Sciutto’s book and reporting elucidates how a modern war is and will be fought through the lens of the Russian-Ukraine war: as a mix of 20th century and 21st century tactics. Trench warfare and an infantry, alongside drones and electronic warfare. What has been particularly important to Ukraine’s success is a mix of the shoulder-mounted anti-tank Javelin missile and the use of drones. Because of this war, Sciutto said Ukraine’s military is now bigger than Britain’s and most notably, battle-tested. Unfortunately, the reason Putin’s forces can last in this war is because they have a mass of people and Putin doesn’t care about putting them through the aforementioned meat grinder. There’s no political cost to doing so for an authoritarian country.
While I’m always going to look at a John Kelly with skepticism — he did ultimately believe in the Trump agenda by and large, after all (and I also found him silly to say the biggest threat in the world is not all this, but … opioid trafficking) — he did make a good point to Sciutto that when we talk about America’s role in the world, we too often look to the military as the solution rather than utilizing the State Department and/or the U.S. Treasury.

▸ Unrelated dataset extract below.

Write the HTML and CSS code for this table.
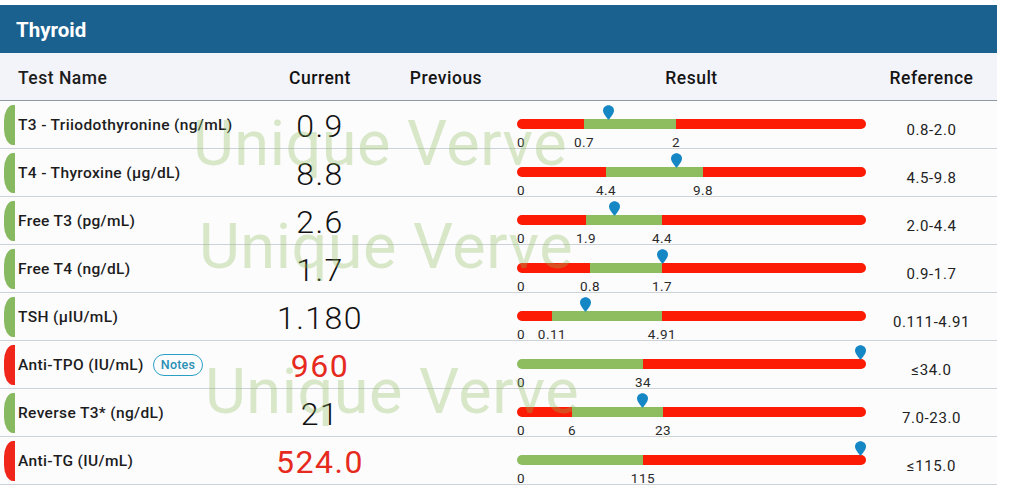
FILE: index.html
```html
<!DOCTYPE html>
<html>
<head>
<meta charset="utf-8">
<link rel="stylesheet" href="styles.css">
</head>
<body>
<div class="panel">
  <div class="title">Thyroid</div>
  <div class="row thead">
    <div class="name">Test Name</div>
    <div class="cur">Current</div>
    <div class="prev">Previous</div>
    <div class="res">Result</div>
    <div class="ref">Reference</div>
  </div>

  <div class="row">
    <div class="name"><span class="ind ok"></span>T3 - Triiodothyronine (ng/mL)</div>
    <div class="cur">0.9</div>
    <div class="prev"></div>
    <div class="res">
      <div class="bar"><span class="seg red" style="width:67px"></span><span class="seg green" style="width:92px"></span><span class="seg red fill"></span></div>
      <span class="tick zero">0</span><span class="tick" style="left:67px">0.7</span><span class="tick" style="left:159px">2</span>
      <svg class="pin" style="left:91px" viewBox="0 0 12 16"><path d="M6 0C2.7 0 0 2.6 0 5.8 0 9.6 6 16 6 16s6-6.4 6-10.2C12 2.6 9.3 0 6 0z"/></svg>
    </div>
    <div class="ref">0.8-2.0</div>
  </div>

  <div class="row">
    <div class="name"><span class="ind ok"></span>T4 - Thyroxine (µg/dL)</div>
    <div class="cur">8.8</div>
    <div class="prev"></div>
    <div class="res">
      <div class="bar"><span class="seg red" style="width:89px"></span><span class="seg green" style="width:97px"></span><span class="seg red fill"></span></div>
      <span class="tick zero">0</span><span class="tick" style="left:89px">4.4</span><span class="tick" style="left:186px">9.8</span>
      <svg class="pin" style="left:159px" viewBox="0 0 12 16"><path d="M6 0C2.7 0 0 2.6 0 5.8 0 9.6 6 16 6 16s6-6.4 6-10.2C12 2.6 9.3 0 6 0z"/></svg>
    </div>
    <div class="ref">4.5-9.8</div>
  </div>

  <div class="row">
    <div class="name"><span class="ind ok"></span>Free T3 (pg/mL)</div>
    <div class="cur">2.6</div>
    <div class="prev"></div>
    <div class="res">
      <div class="bar"><span class="seg red" style="width:69px"></span><span class="seg green" style="width:76px"></span><span class="seg red fill"></span></div>
      <span class="tick zero">0</span><span class="tick" style="left:69px">1.9</span><span class="tick" style="left:145px">4.4</span>
      <svg class="pin" style="left:97px" viewBox="0 0 12 16"><path d="M6 0C2.7 0 0 2.6 0 5.8 0 9.6 6 16 6 16s6-6.4 6-10.2C12 2.6 9.3 0 6 0z"/></svg>
    </div>
    <div class="ref">2.0-4.4</div>
  </div>

  <div class="row">
    <div class="name"><span class="ind ok"></span>Free T4 (ng/dL)</div>
    <div class="cur">1.7</div>
    <div class="prev"></div>
    <div class="res">
      <div class="bar"><span class="seg red" style="width:73px"></span><span class="seg green" style="width:72px"></span><span class="seg red fill"></span></div>
      <span class="tick zero">0</span><span class="tick" style="left:73px">0.8</span><span class="tick" style="left:145px">1.7</span>
      <svg class="pin" style="left:145px" viewBox="0 0 12 16"><path d="M6 0C2.7 0 0 2.6 0 5.8 0 9.6 6 16 6 16s6-6.4 6-10.2C12 2.6 9.3 0 6 0z"/></svg>
    </div>
    <div class="ref">0.9-1.7</div>
  </div>

  <div class="row">
    <div class="name"><span class="ind ok"></span>TSH (µIU/mL)</div>
    <div class="cur">1.180</div>
    <div class="prev"></div>
    <div class="res">
      <div class="bar"><span class="seg red" style="width:35px"></span><span class="seg green" style="width:110px"></span><span class="seg red fill"></span></div>
      <span class="tick zero">0</span><span class="tick" style="left:35px">0.11</span><span class="tick" style="left:145px">4.91</span>
      <svg class="pin" style="left:68px" viewBox="0 0 12 16"><path d="M6 0C2.7 0 0 2.6 0 5.8 0 9.6 6 16 6 16s6-6.4 6-10.2C12 2.6 9.3 0 6 0z"/></svg>
    </div>
    <div class="ref">0.111-4.91</div>
  </div>

  <div class="row">
    <div class="name"><span class="ind bad"></span>Anti-TPO (IU/mL)<span class="notes">Notes</span></div>
    <div class="cur high">960</div>
    <div class="prev"></div>
    <div class="res">
      <div class="bar"><span class="seg green" style="width:126px"></span><span class="seg red fill"></span></div>
      <span class="tick zero">0</span><span class="tick" style="left:126px">34</span>
      <svg class="pin" style="left:343px" viewBox="0 0 12 16"><path d="M6 0C2.7 0 0 2.6 0 5.8 0 9.6 6 16 6 16s6-6.4 6-10.2C12 2.6 9.3 0 6 0z"/></svg>
    </div>
    <div class="ref">≤34.0</div>
  </div>

  <div class="row">
    <div class="name"><span class="ind ok"></span>Reverse T3* (ng/dL)</div>
    <div class="cur">21</div>
    <div class="prev"></div>
    <div class="res">
      <div class="bar"><span class="seg red" style="width:55px"></span><span class="seg green" style="width:91px"></span><span class="seg red fill"></span></div>
      <span class="tick zero">0</span><span class="tick" style="left:55px">6</span><span class="tick" style="left:146px">23</span>
      <svg class="pin" style="left:125px" viewBox="0 0 12 16"><path d="M6 0C2.7 0 0 2.6 0 5.8 0 9.6 6 16 6 16s6-6.4 6-10.2C12 2.6 9.3 0 6 0z"/></svg>
    </div>
    <div class="ref">7.0-23.0</div>
  </div>

  <div class="row">
    <div class="name"><span class="ind bad"></span>Anti-TG (IU/mL)</div>
    <div class="cur high">524.0</div>
    <div class="prev"></div>
    <div class="res">
      <div class="bar"><span class="seg green" style="width:126px"></span><span class="seg red fill"></span></div>
      <span class="tick zero">0</span><span class="tick" style="left:126px">115</span>
      <svg class="pin" style="left:343px" viewBox="0 0 12 16"><path d="M6 0C2.7 0 0 2.6 0 5.8 0 9.6 6 16 6 16s6-6.4 6-10.2C12 2.6 9.3 0 6 0z"/></svg>
    </div>
    <div class="ref">≤115.0</div>
  </div>

  <div class="wm wm1">Unique Verve</div>
  <div class="wm wm2">Unique Verve</div>
  <div class="wm wm3">Unique Verve</div>
</div>
</body>
</html>
```

FILE: styles.css
```css
* { box-sizing: border-box; }
html, body {
  margin: 0;
  padding: 0;
  background: #ffffff;
  font-family: Roboto, "Liberation Sans", sans-serif;
  color: #1c1c1c;
}
body {
  width: 1024px;
  height: 490px;
  overflow: hidden;
  padding-top: 5px;
}
.panel {
  position: relative;
  width: 997px;
  background: #fbfbfc;
}
.title {
  height: 48px;
  background: #1a6190;
  color: #ffffff;
  font-size: 20.5px;
  font-weight: 700;
  display: flex;
  align-items: center;
  padding-left: 16px;
  padding-top: 2px;
}
.row {
  display: grid;
  grid-template-columns: 265px 110px 142px 349px 131px;
  height: 48px;
  border-bottom: 1px solid #cdd2d9;
  background: #fcfcfd;
}
.thead {
  background: #f3f3fa;
  border-bottom: 1.5px solid #8e99a4;
  font-size: 17.5px;
  font-weight: 500;
  color: #151515;
  letter-spacing: 0.5px;
  padding-top: 3px;
}
.thead > div {
  display: flex;
  align-items: center;
  justify-content: center;
}
.thead .name {
  justify-content: flex-start;
  padding-left: 18px;
  font-size: 17.5px;
  letter-spacing: 0.5px;
}
.name {
  display: flex;
  align-items: center;
  font-size: 15.5px;
  font-weight: 500;
  letter-spacing: 0.35px;
  color: #1d1d1d;
}
.ind {
  width: 11px;
  height: 40px;
  margin-left: 4px;
  margin-right: 3px;
  border-radius: 9px 0 0 9px / 16px 0 0 16px;
  flex: none;
}
.ind.ok { background: #86b960; }
.ind.bad { background: #f0261b; }
.notes {
  margin-left: 9px;
  border: 1.5px solid #2a9fc6;
  color: #2a8fb4;
  border-radius: 12px;
  font-size: 12.5px;
  font-weight: 500;
  letter-spacing: 0.2px;
  padding: 3px 7px;
  line-height: 14px;
}
.cur {
  display: flex;
  align-items: center;
  justify-content: center;
  font-size: 32px;
  font-weight: 300;
  letter-spacing: 1.5px;
  color: #111;
  padding-top: 2px;
}
.thead .cur { font-size: 17.5px; font-weight: 500; padding-top: 0; letter-spacing: 0.5px; }
.cur.high { color: #e62a1e; font-weight: 400; }
.res {
  position: relative;
}
.bar {
  position: absolute;
  left: 0;
  right: 0;
  top: 18px;
  height: 10px;
  border-radius: 5px;
  overflow: hidden;
  display: flex;
}
.seg { display: block; height: 100%; flex: none; }
.seg.fill { flex: 1; }
.seg.red { background: #fc1b05; }
.seg.green { background: #8dbd5f; }
.tick {
  position: absolute;
  top: 33px;
  font-size: 13.5px;
  letter-spacing: 0.5px;
  color: #2a2a2a;
  transform: translateX(-50%);
  line-height: 16px;
}
.tick.zero { left: 0; transform: none; }
.pin {
  position: absolute;
  top: 4px;
  width: 11px;
  height: 15px;
  margin-left: -5.5px;
  fill: #1587c4;
}
.ref {
  display: flex;
  align-items: center;
  justify-content: center;
  font-size: 15px;
  letter-spacing: 0.6px;
  color: #222;
  padding-top: 11px;
}
.thead .ref { padding-top: 0; font-size: 17.5px; color: #151515; letter-spacing: 0.5px; }
.wm {
  position: absolute;
  font-size: 63px;
  line-height: 1;
  color: rgba(140, 188, 86, 0.32);
  white-space: nowrap;
  pointer-events: none;
  letter-spacing: 0.5px;
}
.wm1 { left: 193px; top: 107px; }
.wm2 { left: 199px; top: 210px; }
.wm3 { left: 205px; top: 355px; }
```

The military cannot always be the solution. One of the better things the U.S. did from a communications standpoint was stave off any potential use of a battlefield nuke by Russia when Russia started insinuating its use in 2022. We (the U.S. and NATO) could not allow even a tactical nuke (made scarier by the fact that unlike a city-destroying nuclear weapon, a tactical nuclear weapon is easier to conceal and move about) to be utilized without a response. Before it got to that point, though, the U.S. used a pressure campaign, which resulted in China and India, two countries closer and supportive of Putin and Russia, to forcefully denounce any such use. Russia then backed off.
Nuclear weapons are what threads the conflicts of the previous century and this century together. However war is happening, whether it’s bringing back trench warfare and an infantry, or going into near-space and using uncrewed drones, cyberspace and artificial intelligence, the throughline is that nuclear weapons are still in the conversation. The U.S. has a little more than 5,000 nuclear weapons; Russia has nearly 6,000; and China has about 500, with a goal of having 1,500 by 2035. What Russia’s invasion did, and the reigniting of great power conflict, is not only likely ensure a new nuclear arms race — China’s goal by definition is that — but it also means the “middle power” countries, such as Iran, Saudi Arabia, Turkey, and so on also start looking at the nuclear option. Whether you’re talking about maintaining a country’s stockpile, expanding it, or developing it, the situation for the world is always going to be one of danger, if the great powers make one wrong mistake. That’s all it takes to have a “momentous” (to paraphrase Sciutto) and calamitous entry into a new global war. No thank you, please. Sciutto, from talking to his sources, said the way to avoid such mistakes, echoing President Kennedy’s own lessons he took from WWI and WWII during the Cuban Missile Crisis in 1962 to avert that nuclear catastrophe, is to ensure open lines of communication and respecting “red lines.” All it takes is one miscommunication, or lack thereof, to go down a road nobody in the world wants.
From a variety of standpoints — militarily, historically, politically, and certainly, thinking about the present moment and the immediate future — Sciutto’s book was endlessly fascinating and frightening. Again, if we hadn’t elected Trump to a second term, I would feel as optimistic as Sciutto and his sources did, save the potential “Trump wild card.” Instead, since we have now played that card, I’m absolutely erring more on the side of highly concerned about this new global disorder stewarded by the ultimate chaos agent. Because in reality, even if the Democrats regain power four years from now, it doesn’t matter for the rest of the world: they can’t keep doing this back-and-forth game amidst the great power conflict. Britain, Germany, France, Canada, Taiwan, the Balkans, and certainly, I believe, Ukraine, among others, must secure their own futures without the U.S.’s guaranteed steady leadership.